C’est comme ça que Serge recevait à son émission, grâce à la radio satellite et au cellulaire, des appels de Billings Montana, Great-Falls ou Fonds du Lac dans le Wisconsin. Si nous voulons un avenir en harmonie avec la nature et les gens qui étaient chez eux ici avant qu’on s’y installe, il faudrait s’inspirer du regard que Serge a posé sur notre Amérique. Il nous lègue le plus précieux des héritages. Il a tracé le chemin de la réconciliation et la fierté partagée d’être autochtone ou québécois. C’est à ça que servent les anciens, les Innus l’ont compris depuis longtemps.
J’ai toujours été fier de mes origines; en me faisant découvrir notre vraie histoire, Serge Bouchard m’a rendu encore plus fier au moment où j’en avais le plus besoin, quand je me suis retrouvé au parlement à Ottawa.
Grâce à mon budget de recherche de député nous avons réussi à monter une série de conférences sur l’histoire locale, à Ferme-Neuve, Saint-Sauveur ou Nominingue; les gens en ressortaient tous émus par ce qu’ils venaient de découvrir. Si nous devons nous épanouir un jour et devenir un peuple ouvert et généreux, Serge Bouchard y aura assurément été pour quelque chose. Hier je regardais République un abecédaire populaire, un film de Hugo Latulippe (2011), Serge Bouchard y parlait de la pensée sauvage qui aborde les problèmes de façon pragmatique pour le bien-être du groupe, de l’environnement et en fonction de l’avenir. Ce qui a permis au Québec de sortir de sa condition misérable c’est cette forme de pensée : nous avons nationalisé nos ressources hydro-électriques, mis sur pied un système d’éducation fonctionnel et progressé sur plusieurs plans. Comme le chasseur innu qui a besoin d’un couteau, il fait rougir une vieille lame dans les braisettes et il se forge un couteau. Si nous ne sommes pas capables de penser en dehors des conventions, nous sommes condamnés à tourner en rond indéfiniment.

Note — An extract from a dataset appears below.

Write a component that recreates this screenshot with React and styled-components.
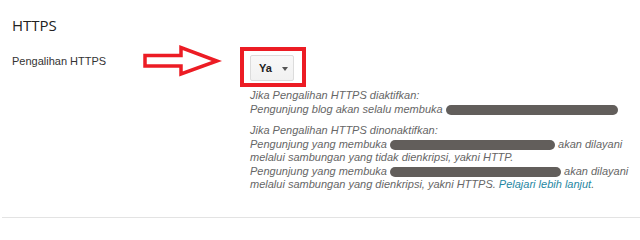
import React from 'react';
import styled, { createGlobalStyle } from 'styled-components';

const GlobalStyle = createGlobalStyle`
  html, body {
    margin: 0;
    padding: 0;
    background: #fff;
  }

  body {
    font-family: "Liberation Sans", Arial, sans-serif;
    font-size: 11px;
    color: #333;
  }
`;

const Section = styled.section`
  width: 640px;
  height: 240px;
  overflow: hidden;
`;

const Body = styled.div`
  padding: 15px 0 25px 12px;
`;

const Title = styled.h2`
  margin: 0 0 12px;
  font-family: "Open Sans", sans-serif;
  font-size: 15px;
  line-height: 20px;
  font-weight: 400;
  color: #222;
`;

const Row = styled.div`
  position: relative;
  display: grid;
  grid-template-columns: 228px auto;
  align-items: start;
`;

const Label = styled.div`
  padding-top: 7px;
  font-size: 11px;
  line-height: 14px;
  color: #333;
`;

const Pointer = styled.svg`
  position: absolute;
  left: 130px;
  top: -4px;
`;

const Control = styled.div`
  display: flex;
  flex-direction: column;
  align-items: flex-start;
`;

const Highlight = styled.div`
  border: 4px solid #ec1c24;
  padding: 4px 8px 2px 6px;
`;

const Select = styled.button`
  display: flex;
  align-items: center;
  gap: 10px;
  width: 44px;
  height: 26px;
  padding: 0 0 0 8px;
  border: 1px solid #dcdcdc;
  border-radius: 2px;
  background: linear-gradient(#f8f8f8, #f1f1f1);
  font-family: "Liberation Sans", Arial, sans-serif;
  font-size: 11px;
  font-weight: 700;
  color: #222;
  cursor: pointer;
`;

const Caret = styled.span`
  width: 0;
  height: 0;
  margin-top: 2px;
  border-left: 3.5px solid transparent;
  border-right: 3.5px solid transparent;
  border-top: 4px solid #555;
`;

const Help = styled.div`
  margin: 2px 0 0 10px;
  display: flex;
  flex-direction: column;
  gap: 8px;
  font-style: italic;
  font-size: 11px;
  line-height: 13.5px;
  color: #666;
  white-space: nowrap;
`;

const Para = styled.div`
  display: flex;
  flex-direction: column;
`;

const Redacted = styled.span`
  display: inline-block;
  width: ${(p) => p.$w}px;
  height: 10px;
  margin-right: ${(p) => p.$gap || 0}px;
  border-radius: 5px;
  background: #625e5b;
  vertical-align: -2px;
`;

const Link = styled.a`
  color: #1f87a2;
  text-decoration: none;
`;

const Divider = styled.hr`
  margin: 0 0 0 2px;
  border: 0;
  border-top: 1px solid #e3e3e3;
`;

export default function App() {
  return (
    <Section>
      <GlobalStyle />
      <Body>
        <Title>HTTPS</Title>
        <Row>
          <Label>Pengalihan HTTPS</Label>
          <Pointer width="80" height="36" viewBox="0 0 80 36">
            <path
              d="M3 12.5 H39 V4.5 L75 18 L39 31 V23 H3 Z"
              fill="#fff"
              stroke="#ec1c24"
              strokeWidth="3.5"
              strokeLinejoin="miter"
            />
          </Pointer>
          <Control>
            <Highlight>
              <Select type="button">
                Ya
                <Caret />
              </Select>
            </Highlight>
            <Help>
              <Para>
                <span>Jika Pengalihan HTTPS diaktifkan:</span>
                <span>Pengunjung blog akan selalu membuka <Redacted $w={172} /></span>
              </Para>
              <Para>
                <span>Jika Pengalihan HTTPS dinonaktifkan:</span>
                <span>Pengunjung yang membuka <Redacted $w={165} $gap={3} />akan dilayani</span>
                <span>melalui sambungan yang tidak dienkripsi, yakni HTTP.</span>
                <span>Pengunjung yang membuka <Redacted $w={171} $gap={3} />akan dilayani</span>
                <span>
                  melalui sambungan yang dienkripsi, yakni HTTPS. <Link href="#">Pelajari lebih lanjut</Link>.
                </span>
              </Para>
            </Help>
          </Control>
        </Row>
      </Body>
      <Divider />
    </Section>
  );
}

NDLR: Serge Bouchard a animé les émissions radio Une épinette noire nommée Diesel, Les Chemins de travers et De remarquables oubliés où il retrace les récits des occultés de l’histoire de l’Amérique française. Cette émission a donné les Tome 1 et 2 des Remarquables oublié: Elles ont fait l’Amérique qui présente l’histoire de quinze femmes Inuites, Canadiennes, Anglaises, Noires, Françaises et Métisses qui ont marqué l’histoire de l’Amérique et dont nous n’aurions jamais dû oublier les noms et Ils ont couru l’Amérique qui présente les exploits de 14 coureurs des bois, dont l’histoire officielle n’a pas jugé de retenir l’histoire. Il a écrit ou coécrit 24 essaies, parmi lesquels des titres aussi surprenant ou saugrenu que: Du diesel dans les veines, Les corneilles ne sont pas les épouses des corbeaux, C’était au temps des mammouths laineux, Les Yeux tristes de mon camion, L’Allume-cigarette de la Chrysler noire, et son dernier livre, Un café avec Marie, un recueil en hommage à sa compagne défunte, Marie Lévesque.